Suppose you owned a little grey marble, the size you can keep in your pocket at all times. When you bought it, you played with it, got bored of it and tossed it into a drawer rarely opened. Many weeks later, you open that drawer again to find that there's now a white marble sitting there. You know you put a grey marble there, but put down the difference to a faulty memory and since you have bigger things to attend to, the marble is absentmindedly slipped into your pocket again. At a party that evening, you get very drunk and in this inebriated state, you say a lot of not-so-nice things to lots of people, most of them good friends. When you wake up the next morning and empty your pockets, you find a black marble. Puzzled, you keep the marble with you the whole day and keep checking it at different times to find that its color keeps changing. Sometimes black, sometimes white and sometimes a shade in between. This continues for a few days before it hits you. The little marble mirrors your conscience. When you do something good, it turns a brighter shade and when you do something not-so-good, it turns a darker shade. This way, a white marble indicates a highly virtuous act, while a black marble just the opposite. The grey areas are still the grey areas.
Now, ask yourself a question. If you owned such a marble, would it change anything about you?

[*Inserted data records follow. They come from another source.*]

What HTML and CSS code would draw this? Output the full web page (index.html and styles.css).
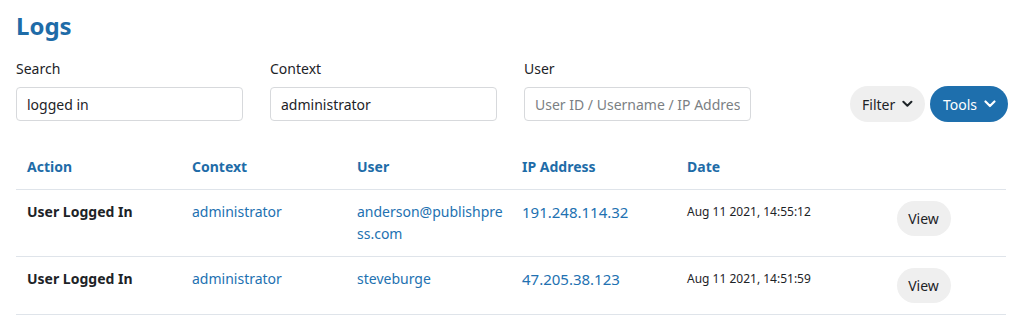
FILE: index.html
```html
<!DOCTYPE html>
<html>
<head>
<meta charset="utf-8">
<link rel="stylesheet" href="styles.css">
</head>
<body>
<div class="page">
  <h1 class="title">Logs</h1>
  <div class="filters">
    <label class="field">
      <span class="field-label">Search</span>
      <input class="field-input" type="text" value="logged in">
    </label>
    <label class="field">
      <span class="field-label">Context</span>
      <input class="field-input" type="text" value="administrator">
    </label>
    <label class="field">
      <span class="field-label">User</span>
      <input class="field-input" type="text" placeholder="User ID / Username / IP Address">
    </label>
    <div class="actions">
      <button class="pill pill-light">Filter <svg class="chev" width="12" height="8" viewBox="0 0 12 8"><path d="M1.5 1.5 L6 6 L10.5 1.5" fill="none" stroke="currentColor" stroke-width="2.2" stroke-linecap="round" stroke-linejoin="round"/></svg></button>
      <button class="pill pill-blue">Tools <svg class="chev" width="12" height="8" viewBox="0 0 12 8"><path d="M1.5 1.5 L6 6 L10.5 1.5" fill="none" stroke="currentColor" stroke-width="2.2" stroke-linecap="round" stroke-linejoin="round"/></svg></button>
    </div>
  </div>
  <table class="logs">
    <thead>
      <tr>
        <th>Action</th>
        <th>Context</th>
        <th>User</th>
        <th>IP Address</th>
        <th>Date</th>
        <th></th>
      </tr>
    </thead>
    <tbody>
      <tr>
        <td class="action">User Logged In</td>
        <td class="link">administrator</td>
        <td class="link wrap">anderson@publishpress.com</td>
        <td class="link ip">191.248.114.32</td>
        <td class="date">Aug 11 2021, 14:55:12</td>
        <td class="btn-cell"><button class="view">View</button></td>
      </tr>
      <tr>
        <td class="action">User Logged In</td>
        <td class="link">administrator</td>
        <td class="link wrap">steveburge</td>
        <td class="link ip">47.205.38.123</td>
        <td class="date">Aug 11 2021, 14:51:59</td>
        <td class="btn-cell"><button class="view">View</button></td>
      </tr>
    </tbody>
  </table>
</div>
</body>
</html>
```
FILE: styles.css
```css
* { box-sizing: border-box; }
html, body { margin: 0; padding: 0; background: #fff; }
body {
  font-family: "Noto Sans", "Liberation Sans", Arial, sans-serif;
  color: #1d2327;
  font-size: 14px;
}
.page { padding: 9px 16px 0 16px; }
.title {
  margin: 0;
  font-size: 24px;
  line-height: 34px;
  font-weight: 700;
  color: #1e6ca8;
}
.filters {
  margin-top: 16px;
  display: flex;
  align-items: flex-end;
  gap: 27px;
}
.field { display: flex; flex-direction: column; width: 227px; }
.field-label { font-size: 14px; line-height: 20px; margin-bottom: 8px; }
.field-input {
  height: 34px;
  border: 1px solid #d7d9dc;
  border-radius: 4px;
  padding: 0 10px;
  font-family: inherit;
  font-size: 14px;
  color: #1d2327;
  background: #fff;
  outline: none;
}
.field-input::placeholder { color: #7b7f84; }
.actions {
  margin-left: auto;
  display: flex;
  gap: 5px;
  margin-bottom: -1px;
}
.pill {
  height: 36px;
  border: none;
  border-radius: 18px;
  padding: 0 12px 0 12px;
  font-family: inherit;
  font-size: 14px;
  display: flex;
  align-items: center;
  gap: 7px;
}
.pill-light { background: #efefef; color: #1d2327; width: 75px; }
.pill-blue { background: #1e6fad; color: #fff; width: 78px; padding-left: 13px; }
.chev { display: block; }
.logs {
  margin-top: 24px;
  width: 990px;
  border-collapse: collapse;
  table-layout: fixed;
}
.logs th, .logs td {
  width: 165px;
  text-align: left;
  vertical-align: top;
  padding: 11px 11px 11px 11px;
  line-height: 22px;
}
.logs th {
  font-weight: 700;
  color: #1e6ca8;
  border-bottom: 1px solid #dfe4ea;
}
.logs td { border-bottom: 1px solid #dfe4ea; }
.logs .action { font-weight: 700; color: #1d2327; }
.logs .link { color: #2271b1; }
.logs .wrap { word-break: break-all; padding-right: 4px; }
.logs .ip { font-size: 15px; }
.logs .date { font-size: 12px; color: #1d2327; }
.logs .btn-cell { text-align: center; }
.view {
  width: 54px;
  height: 35px;
  border: none;
  border-radius: 18px;
  background: #efefef;
  color: #1d2327;
  font-family: inherit;
  font-size: 14px;
  padding: 0;
}
```
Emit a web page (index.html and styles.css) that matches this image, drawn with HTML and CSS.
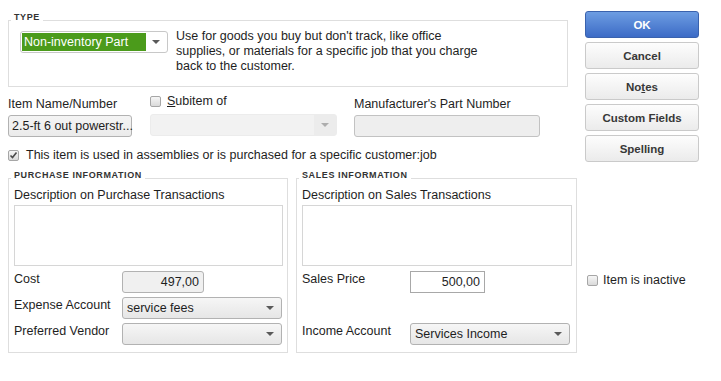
FILE: index.html
```html
<!DOCTYPE html>
<html lang="en">
<head>
    <meta charset="UTF-8">
    <title>New Item</title>
    <link rel="stylesheet" href="styles.css">
</head>
<body>
    <div class="dialog">
        <!-- Main form -->
        <div class="main">
            <div class="group type-group">
                <span class="group-title">TYPE</span>
                <div class="type-row">
                    <div class="combo combo-type">
                        <span class="combo-value">Non-inventory Part</span>
                        <span class="combo-arrow"></span>
                    </div>
                    <p class="type-help">Use for goods you buy but don't track, like office<br>supplies, or materials for a specific job that you charge<br>back to the customer.</p>
                </div>
            </div>

            <div class="item-row">
                <div class="field field-name">
                    <span class="field-label">Item Name/Number</span>
                    <div class="input input-name">2.5-ft 6 out powerstr...</div>
                </div>
                <div class="field field-sub">
                    <span class="check check-sub"><span class="box"></span><span><u>S</u>ubitem of</span></span>
                    <div class="combo combo-disabled">
                        <span class="combo-value"></span>
                        <span class="combo-arrow"></span>
                    </div>
                </div>
                <div class="field field-mfr">
                    <span class="field-label">Manufacturer's Part Number</span>
                    <div class="input input-disabled"></div>
                </div>
            </div>

            <span class="check check-assembly">
                <span class="box"><svg width="9" height="9" viewBox="0 0 9 9"><polyline points="1.5,4.5 3.5,6.5 7.5,1.5" fill="none" stroke="#4a4a4a" stroke-width="1.6"/></svg></span>
                <span>This item is used in assemblies or is purchased for a specific customer:job</span>
            </span>

            <div class="info-row">
                <div class="group info-group purchase">
                    <span class="group-title">PURCHASE INFORMATION</span>
                    <span class="field-label">Description on Purchase Transactions</span>
                    <div class="textarea"></div>
                    <div class="form-row">
                        <span class="row-label">Cost</span>
                        <div class="input input-cost">497,00</div>
                    </div>
                    <div class="form-row">
                        <span class="row-label">Expense Account</span>
                        <div class="combo combo-wide">
                            <span class="combo-value">service fees</span>
                            <span class="combo-arrow"></span>
                        </div>
                    </div>
                    <div class="form-row">
                        <span class="row-label">Preferred Vendor</span>
                        <div class="combo combo-wide">
                            <span class="combo-value"></span>
                            <span class="combo-arrow"></span>
                        </div>
                    </div>
                </div>

                <div class="group info-group sales">
                    <span class="group-title">SALES INFORMATION</span>
                    <span class="field-label">Description on Sales Transactions</span>
                    <div class="textarea"></div>
                    <div class="form-row">
                        <span class="row-label">Sales Price</span>
                        <div class="input input-price">500,00</div>
                    </div>
                    <div class="form-row form-row-empty"></div>
                    <div class="form-row">
                        <span class="row-label">Income Account</span>
                        <div class="combo combo-wide">
                            <span class="combo-value">Services Income</span>
                            <span class="combo-arrow"></span>
                        </div>
                    </div>
                </div>
            </div>
        </div>

        <!-- Buttons -->
        <div class="side">
            <button class="btn btn-primary">OK</button>
            <button class="btn">Cancel</button>
            <button class="btn">No<u>t</u>es</button>
            <button class="btn">Custom Fields</button>
            <button class="btn">Spellin<u>g</u></button>
            <span class="check check-inactive"><span class="box"></span><span>Item is inactive</span></span>
        </div>
    </div>
</body>
</html>
```

FILE: styles.css
```css
:root {
    --text: #1e1e1e;
    --group-border: #dedede;
    --field-border: #b2b2b2;
    --field-fill: #f0f0f0;
}

* {
    margin: 0;
    padding: 0;
    box-sizing: border-box;
}

body {
    font-family: 'Liberation Sans', Arial, sans-serif;
    font-size: 12.5px;
    line-height: 14px;
    color: var(--text);
    background: #ffffff;
}

.dialog {
    display: flex;
    gap: 8px;
    padding: 11px 0 0 8px;
}

/* Main column */
.main {
    width: 569px;
    padding-top: 9px;
    display: flex;
    flex-direction: column;
}

.group {
    position: relative;
    border: 1px solid var(--group-border);
}

.group-title {
    position: absolute;
    top: -9px;
    left: 2px;
    padding: 0 3px;
    background: #ffffff;
    font-size: 9px;
    line-height: 10px;
    font-weight: bold;
    letter-spacing: 0.6px;
    color: #333333;
}

.type-group {
    width: 560px;
    height: 67px;
    padding: 10px 11px;
}

.type-row {
    display: flex;
    gap: 8px;
}

.type-help {
    margin-top: -2px;
    line-height: 15px;
}

/* Combo boxes */
.combo {
    display: flex;
    align-items: center;
    height: 22px;
    border: 1px solid var(--field-border);
    border-radius: 3px;
    background: linear-gradient(#f6f6f6, #e6e6e6);
}

.combo-value {
    flex: 1;
    padding-left: 4px;
    white-space: nowrap;
    overflow: hidden;
}

.combo-arrow {
    width: 22px;
    height: 100%;
    position: relative;
}

.combo-arrow::after {
    content: '';
    position: absolute;
    left: 7px;
    top: 8px;
    border-left: 4px solid transparent;
    border-right: 4px solid transparent;
    border-top: 4px solid #5a5a5a;
}

.combo-type {
    width: 148px;
    padding: 1px;
    background: #ffffff;
    border-color: #c8c8c8;
}

.combo-type .combo-value {
    height: 100%;
    padding: 2px 2px 0;
    background: #4b9b1b;
    color: #ffffff;
    line-height: 15px;
}

.combo-type .combo-arrow {
    width: 20px;
}

.combo-type .combo-arrow::after {
    left: 6px;
    top: 7px;
}

.combo-disabled {
    width: 187px;
    border-color: #ececec;
    background: #f2f2f2;
}

.combo-disabled .combo-arrow {
    background: #ececec;
}

.combo-disabled .combo-arrow::after {
    border-top-color: #adadad;
}

.combo-wide {
    width: 160px;
}

/* Inputs */
.input {
    height: 22px;
    border: 1px solid var(--field-border);
    border-radius: 3px;
    background: var(--field-fill);
    padding: 3px 4px 0;
    white-space: nowrap;
}

.input-name {
    width: 124px;
    padding: 3px 3px 0;
    background: linear-gradient(#f4f4f4, #ebebeb);
}

.input-disabled {
    width: 186px;
    background: #eeeeee;
    border-color: #c2c2c2;
}

.input-cost {
    width: 82px;
    text-align: right;
}

.input-price {
    width: 75px;
    border-radius: 0;
    border-color: #a8a8a8;
    background: #ffffff;
    text-align: right;
}

/* Item row */
.item-row {
    display: flex;
    gap: 17px;
    margin-top: 10px;
}

.field {
    display: flex;
    flex-direction: column;
    gap: 4px;
}

.field-sub {
    margin-top: -3px;
    padding-left: 1px;
    gap: 6px;
}

/* Checkboxes */
.check {
    display: flex;
    align-items: center;
    gap: 6px;
}

.box {
    width: 11px;
    height: 11px;
    border: 1px solid #a6a6a6;
    border-radius: 2px;
    background: linear-gradient(#f6f6f6, #dadada);
    display: flex;
    align-items: center;
    justify-content: center;
}

.check-assembly {
    margin-top: 11px;
    gap: 7px;
}

/* Purchase / sales groups */
.info-row {
    display: flex;
    gap: 8px;
    margin-top: 16px;
}

.info-group {
    height: 175px;
    padding: 9px 4px 0 5px;
    display: flex;
    flex-direction: column;
}

.purchase {
    width: 280px;
}

.sales {
    width: 281px;
}

.textarea {
    height: 61px;
    margin-top: 3px;
    margin-bottom: 5px;
    border: 1px solid #d6d6d6;
    background: #ffffff;
}

.form-row {
    display: flex;
    height: 22px;
    margin-bottom: 4px;
}

.row-label {
    width: 108px;
    padding-top: 1px;
}

/* Side buttons */
.side {
    width: 114px;
    display: flex;
    flex-direction: column;
    gap: 4px;
}

.btn {
    height: 27px;
    border: 1px solid #cacaca;
    border-radius: 3px;
    background: linear-gradient(#fdfdfd, #ebebeb);
    font-family: 'Liberation Sans', Arial, sans-serif;
    font-size: 11.5px;
    font-weight: bold;
    color: #383838;
}

.btn-primary {
    border-color: #3a62ad;
    background: linear-gradient(#6d9de2, #3c6bc6);
    color: #ffffff;
}

.check-inactive {
    margin-top: 107px;
    padding-left: 2px;
    gap: 5px;
}
```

Would it affect your behavior or the way you lived your life?
For most people, I think the answer to the above question would depend on the nature of the morality of the marble. If it changed color by judging my actions on the basis of my virtues, I would pay heed to it. But if the judgement was based on an external set of virtues and vices, chances are that it would remain in that drawer, dusty and forgotten.
I think of this after reading Oscar Wilde's The Picture of Dorian Gray. The book is wonderful and it's a pity Wilde never wrote any other complete novels. It quite brilliantly raises some very interesting questions about morality and conscience. If one knew what one's conscience felt, would it matter?